Regular readers know TRH deals with logistics and financial matters every day. But always local and ultra-micro. Perpetual trade deficit and implications from COVID are global and complicated issues.
This is not a WSJ or NYT-level piece. TRH is only attempting to draw a straighter line here, so readers can better understand, and plan.
January 2020 was a lot like January 2019. Also January 2018, and pretty much all my Januaries since 2009.
So it was grace, and sheer luck-not clairvoyance-that let me continue to make a living: Preparing properties, styling listing photos throughout one of the busiest spring markets we’ve ever seen. Careful planning let it continue through 2021.

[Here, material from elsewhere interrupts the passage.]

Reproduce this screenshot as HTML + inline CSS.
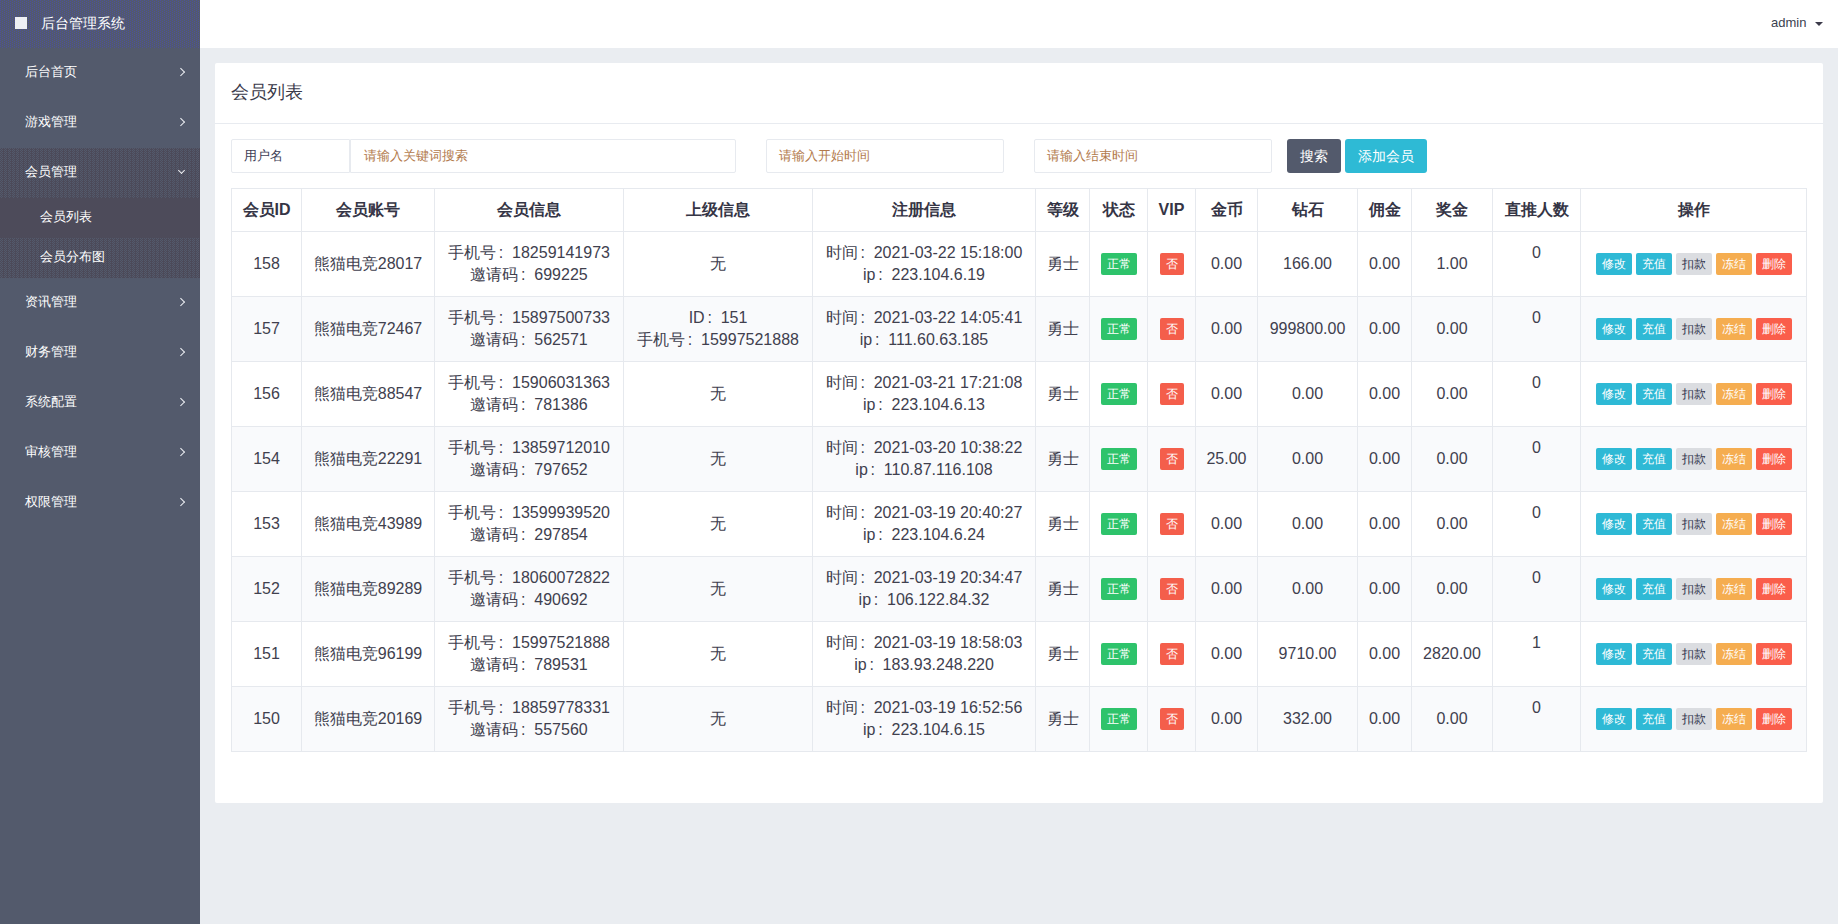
<!DOCTYPE html>
<html><head><meta charset="utf-8">
<style>
*{box-sizing:border-box;margin:0;padding:0}
html,body{width:1838px;height:924px;overflow:hidden}
body{font-family:"Liberation Sans",sans-serif;background:#eaedf1;color:#333;position:relative}
#side{position:absolute;left:0;top:0;width:200px;height:924px;background:#535a6c}
#logo{position:absolute;left:0;top:0;width:200px;height:48px;background:conic-gradient(from 270deg at 1px 1px,#4a4fa0 90deg,transparent 0) 0 0/4px 2px,conic-gradient(from 270deg at 1px 1px,#4a4fa0 90deg,transparent 0) 2px 1px/4px 2px,#535a6b;color:#fff;font-size:14px;line-height:48px}
#logo .sq{position:absolute;left:15px;top:17px;width:12px;height:12px;background:#eef0f4}
#logo .t{position:absolute;left:41px;top:-1px}
.mi{position:absolute;left:0;width:200px;height:50px;line-height:48px;color:#fff;font-size:13px;padding-left:25px}
.mi .ar{position:absolute;left:177.6px;top:20.8px;width:5.6px;height:5.6px;border-right:1.5px solid #eef0f4;border-top:1.5px solid #eef0f4;transform:rotate(45deg)}
.mi .dn{position:absolute;left:179px;top:20px;width:5px;height:5px;border-right:1.4px solid #eef0f4;border-bottom:1.4px solid #eef0f4;transform:rotate(45deg)}
.open{background:conic-gradient(from 270deg at 1px 1px,#535a6c 90deg,transparent 0) 0 0/4px 2px,conic-gradient(from 270deg at 1px 1px,#535a6c 90deg,transparent 0) 2px 0/4px 2px,conic-gradient(from 270deg at 1px 1px,#535a6c 90deg,transparent 0) 1px 1px/4px 2px,#4c4a59}
.sub{position:absolute;left:0;width:200px;height:40px;line-height:38px;color:#fff;font-size:13px;padding-left:40px;background:conic-gradient(from 270deg at 1px 1px,#535a6c 90deg,transparent 0) 0 0/4px 2px,conic-gradient(from 270deg at 1px 1px,#535a6c 90deg,transparent 0) 2px 0/4px 2px,conic-gradient(from 270deg at 1px 1px,#535a6c 90deg,transparent 0) 1px 1px/4px 2px,#4c4a59}
.sub.act{background:#4d4b5a}
#top{position:absolute;left:200px;top:0;width:1638px;height:48px;background:#fff}
#admin{position:absolute;left:1571px;top:0;line-height:46px;font-size:13px;color:#3b3f50}
#caret{position:absolute;left:1615px;top:22px;width:0;height:0;border-left:4px solid transparent;border-right:4px solid transparent;border-top:4px solid #3c3a4a}
#card{position:absolute;left:215px;top:63px;width:1608px;height:740px;background:#fff;border-radius:2px}
#ctitle{position:absolute;left:16px;top:0;height:60px;line-height:58px;font-size:18px;color:#3a3a4a}
#cline{position:absolute;left:0;top:60px;width:1608px;height:1px;background:#e8ebf0}
.box{position:absolute;top:76px;height:34px;border:1px solid #e7eaef;border-radius:2px;font-size:13px;line-height:32px;background:#fff}
.ph{color:#b27a4c}
.btn{position:absolute;top:76px;height:34px;border-radius:3px;color:#fff;font-size:14px;line-height:34px;text-align:center}
table{position:absolute;left:16px;top:125px;border-collapse:collapse;table-layout:fixed;width:1576px}
td,th{border:1px solid #e6e9ee;text-align:center;font-size:16px;color:#40404e;line-height:22px}
th{height:43px;font-weight:bold;color:#353545}
td{height:65px}
tr.s td{background:#f9fafc}
.bd{display:inline-block;vertical-align:top;position:relative;top:0px;height:22px;line-height:22px;font-size:12px;color:#fff;border-radius:2px;padding:0 6px}
.g{background:#2ec36b}
.r{background:#f45e4b}
.ab{display:inline-block;vertical-align:top;width:36px;height:22px;line-height:22px;font-size:12px;color:#fff;border-radius:2px;margin:0 2px}
.c{background:#2eb9d5}.gy{background:#dbdde1;color:#30334a}.o{background:#f5ad50}.rd{background:#fa5e4b}
.cn{display:inline-block;width:16px;padding-left:2.8px;text-align:left}
td.top{vertical-align:top;padding-top:10px}
</style></head><body>
<div id="side">
 <div id="logo"><div class="sq"></div><div class="t">后台管理系统</div></div>
 <div class="mi" style="top:48px">后台首页<i class="ar"></i></div>
 <div class="mi" style="top:98px">游戏管理<i class="ar"></i></div>
 <div class="mi open" style="top:148px">会员管理<i class="dn"></i></div>
 <div class="sub act" style="top:198px">会员列表</div>
 <div class="sub" style="top:238px">会员分布图</div>
 <div class="mi" style="top:278px">资讯管理<i class="ar"></i></div>
 <div class="mi" style="top:328px">财务管理<i class="ar"></i></div>
 <div class="mi" style="top:378px">系统配置<i class="ar"></i></div>
 <div class="mi" style="top:428px">审核管理<i class="ar"></i></div>
 <div class="mi" style="top:478px">权限管理<i class="ar"></i></div>
</div>
<div id="top"><div id="admin">admin</div><div id="caret"></div></div>
<div id="card">
 <div id="ctitle">会员列表</div>
 <div id="cline"></div>
 <div class="box" style="left:16px;width:119px;padding-left:12px;color:#3d3d55;border-radius:2px 0 0 2px">用户名</div>
 <div class="box ph" style="left:135px;width:386px;padding-left:13px;border-radius:0 2px 2px 0">请输入关键词搜索</div>
 <div class="box ph" style="left:551px;width:238px;padding-left:12px">请输入开始时间</div>
 <div class="box ph" style="left:819px;width:238px;padding-left:12px">请输入结束时间</div>
 <div class="btn" style="left:1072px;width:54px;background:#535a6c">搜索</div>
 <div class="btn" style="left:1130px;width:82px;background:#2ebad5">添加会员</div>
 <table>
 <colgroup><col style="width:70px"><col style="width:133px"><col style="width:189px"><col style="width:189px"><col style="width:223px"><col style="width:54px"><col style="width:58px"><col style="width:48px"><col style="width:62px"><col style="width:100px"><col style="width:54px"><col style="width:81px"><col style="width:88px"><col style="width:226px"></colgroup>
 <tr><th>会员ID</th><th>会员账号</th><th>会员信息</th><th>上级信息</th><th>注册信息</th><th>等级</th><th>状态</th><th>VIP</th><th>金币</th><th>钻石</th><th>佣金</th><th>奖金</th><th>直推人数</th><th>操作</th></tr>
 <tr><td>158</td><td>熊猫电竞28017</td><td>手机号<span class="cn">:</span>18259141973<br>邀请码<span class="cn">:</span>699225</td><td>无</td><td>时间<span class="cn">:</span>2021-03-22 15:18:00<br>ip<span class="cn">:</span>223.104.6.19</td><td>勇士</td><td><span class="bd g">正常</span></td><td><span class="bd r">否</span></td><td>0.00</td><td>166.00</td><td>0.00</td><td>1.00</td><td class="top">0</td><td><span class="ab c">修改</span><span class="ab c">充值</span><span class="ab gy">扣款</span><span class="ab o">冻结</span><span class="ab rd">删除</span></td></tr>
 <tr class="s"><td>157</td><td>熊猫电竞72467</td><td>手机号<span class="cn">:</span>15897500733<br>邀请码<span class="cn">:</span>562571</td><td>ID<span class="cn">:</span>151<br>手机号<span class="cn">:</span>15997521888</td><td>时间<span class="cn">:</span>2021-03-22 14:05:41<br>ip<span class="cn">:</span>111.60.63.185</td><td>勇士</td><td><span class="bd g">正常</span></td><td><span class="bd r">否</span></td><td>0.00</td><td>999800.00</td><td>0.00</td><td>0.00</td><td class="top">0</td><td><span class="ab c">修改</span><span class="ab c">充值</span><span class="ab gy">扣款</span><span class="ab o">冻结</span><span class="ab rd">删除</span></td></tr>
 <tr><td>156</td><td>熊猫电竞88547</td><td>手机号<span class="cn">:</span>15906031363<br>邀请码<span class="cn">:</span>781386</td><td>无</td><td>时间<span class="cn">:</span>2021-03-21 17:21:08<br>ip<span class="cn">:</span>223.104.6.13</td><td>勇士</td><td><span class="bd g">正常</span></td><td><span class="bd r">否</span></td><td>0.00</td><td>0.00</td><td>0.00</td><td>0.00</td><td class="top">0</td><td><span class="ab c">修改</span><span class="ab c">充值</span><span class="ab gy">扣款</span><span class="ab o">冻结</span><span class="ab rd">删除</span></td></tr>
 <tr class="s"><td>154</td><td>熊猫电竞22291</td><td>手机号<span class="cn">:</span>13859712010<br>邀请码<span class="cn">:</span>797652</td><td>无</td><td>时间<span class="cn">:</span>2021-03-20 10:38:22<br>ip<span class="cn">:</span>110.87.116.108</td><td>勇士</td><td><span class="bd g">正常</span></td><td><span class="bd r">否</span></td><td>25.00</td><td>0.00</td><td>0.00</td><td>0.00</td><td class="top">0</td><td><span class="ab c">修改</span><span class="ab c">充值</span><span class="ab gy">扣款</span><span class="ab o">冻结</span><span class="ab rd">删除</span></td></tr>
 <tr><td>153</td><td>熊猫电竞43989</td><td>手机号<span class="cn">:</span>13599939520<br>邀请码<span class="cn">:</span>297854</td><td>无</td><td>时间<span class="cn">:</span>2021-03-19 20:40:27<br>ip<span class="cn">:</span>223.104.6.24</td><td>勇士</td><td><span class="bd g">正常</span></td><td><span class="bd r">否</span></td><td>0.00</td><td>0.00</td><td>0.00</td><td>0.00</td><td class="top">0</td><td><span class="ab c">修改</span><span class="ab c">充值</span><span class="ab gy">扣款</span><span class="ab o">冻结</span><span class="ab rd">删除</span></td></tr>
 <tr class="s"><td>152</td><td>熊猫电竞89289</td><td>手机号<span class="cn">:</span>18060072822<br>邀请码<span class="cn">:</span>490692</td><td>无</td><td>时间<span class="cn">:</span>2021-03-19 20:34:47<br>ip<span class="cn">:</span>106.122.84.32</td><td>勇士</td><td><span class="bd g">正常</span></td><td><span class="bd r">否</span></td><td>0.00</td><td>0.00</td><td>0.00</td><td>0.00</td><td class="top">0</td><td><span class="ab c">修改</span><span class="ab c">充值</span><span class="ab gy">扣款</span><span class="ab o">冻结</span><span class="ab rd">删除</span></td></tr>
 <tr><td>151</td><td>熊猫电竞96199</td><td>手机号<span class="cn">:</span>15997521888<br>邀请码<span class="cn">:</span>789531</td><td>无</td><td>时间<span class="cn">:</span>2021-03-19 18:58:03<br>ip<span class="cn">:</span>183.93.248.220</td><td>勇士</td><td><span class="bd g">正常</span></td><td><span class="bd r">否</span></td><td>0.00</td><td>9710.00</td><td>0.00</td><td>2820.00</td><td class="top">1</td><td><span class="ab c">修改</span><span class="ab c">充值</span><span class="ab gy">扣款</span><span class="ab o">冻结</span><span class="ab rd">删除</span></td></tr>
 <tr class="s"><td>150</td><td>熊猫电竞20169</td><td>手机号<span class="cn">:</span>18859778331<br>邀请码<span class="cn">:</span>557560</td><td>无</td><td>时间<span class="cn">:</span>2021-03-19 16:52:56<br>ip<span class="cn">:</span>223.104.6.15</td><td>勇士</td><td><span class="bd g">正常</span></td><td><span class="bd r">否</span></td><td>0.00</td><td>332.00</td><td>0.00</td><td>0.00</td><td class="top">0</td><td><span class="ab c">修改</span><span class="ab c">充值</span><span class="ab gy">扣款</span><span class="ab o">冻结</span><span class="ab rd">删除</span></td></tr>
 </table>
</div>
</body></html>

Mid-2020 we understood COVID forced manufacturers to shut down, reducing available product. Temporarily humbled, toilet paper hoarders provided some dark humor during that very grim time. Things righted gradually that summer, then leveled off. And we kinda-sorta went back to our normal ways, inwardly rolling our eyes and adapting when we had to.
But we are an embarrassingly consumer-based nation. Used to have lots of choices. Unapologetically, price-shopping is practically a lifestyle. But perpetual trade deficit and COVID circumstances will make the months ahead more difficult than we might be able to imagine. Census data shows
- We import roughly twice of what we export
- Much of what we export are intangibles-services (travel, insurance/financials, and intellectual property)
- Our tangible exports are of a narrower and largely more industrial scope. And they decreased mightily in 2020.
Basic issues on production, again, most of us non-economists can kind of understand. But this CNN article explains what we probably never think about: supply chain workers, all that’s involved in getting product from Point A, to Point B, the consumers, and why we are on very thin ice.
Yellow pillows and the like will be the least of our problems in the months ahead. The takeaway here my friends is to plan.
I will cop to a purposely flippant title because I wanted you to read this. Not looking to be alarmist, prepper-ish, or judgemental (ohyes I know it’s quite a slippery slope to talk about anyone’s personal consumer habits.)
Being prepared is not the same thing as rampant consumerism. In all likelihood you don’t need to fill the SUV with TP, or canned goods. And not suggesting consider replacing the 60″ TV with a 72″ one.
2020 forced us to reconsider what was essential. As colder months approach, only suggest proactively looking towards shoring up your, and your household’s most basic needs:
- Infrastructure: Schedule regular services like oil burner cleaning, vehicle inspections, and health check-ups
- Repair or replace what is on its last legs: Car tires, appliances, leaky roofs/gutters, or new prescription eyeglasses
- Re-assess what you can do/purchase so you’re not cut short: Switch to cloth diapers, start a cold-frame garden for greens, buy that extra charger, or update your Fred Flintstone-era phone
We are living in one of the wealthiest nations, and overall, beyond fortunate to have the lifestyle we do. Ours are first-world problems.
While trade deficits and COVID circumstances are beyond any one person’s control, we can all help. Keeping your family safe comes first. But consider donating what, and where you can. Continue to pass along what is usable to others (including kindness).
Wrapping up my sermon: Please. Chill. Take nothing for granted. Remember we have so much to be grateful for. And while choosing to export care and consideration to our neighbors won’t register on a balance sheet, it will make a difference in all of our lives.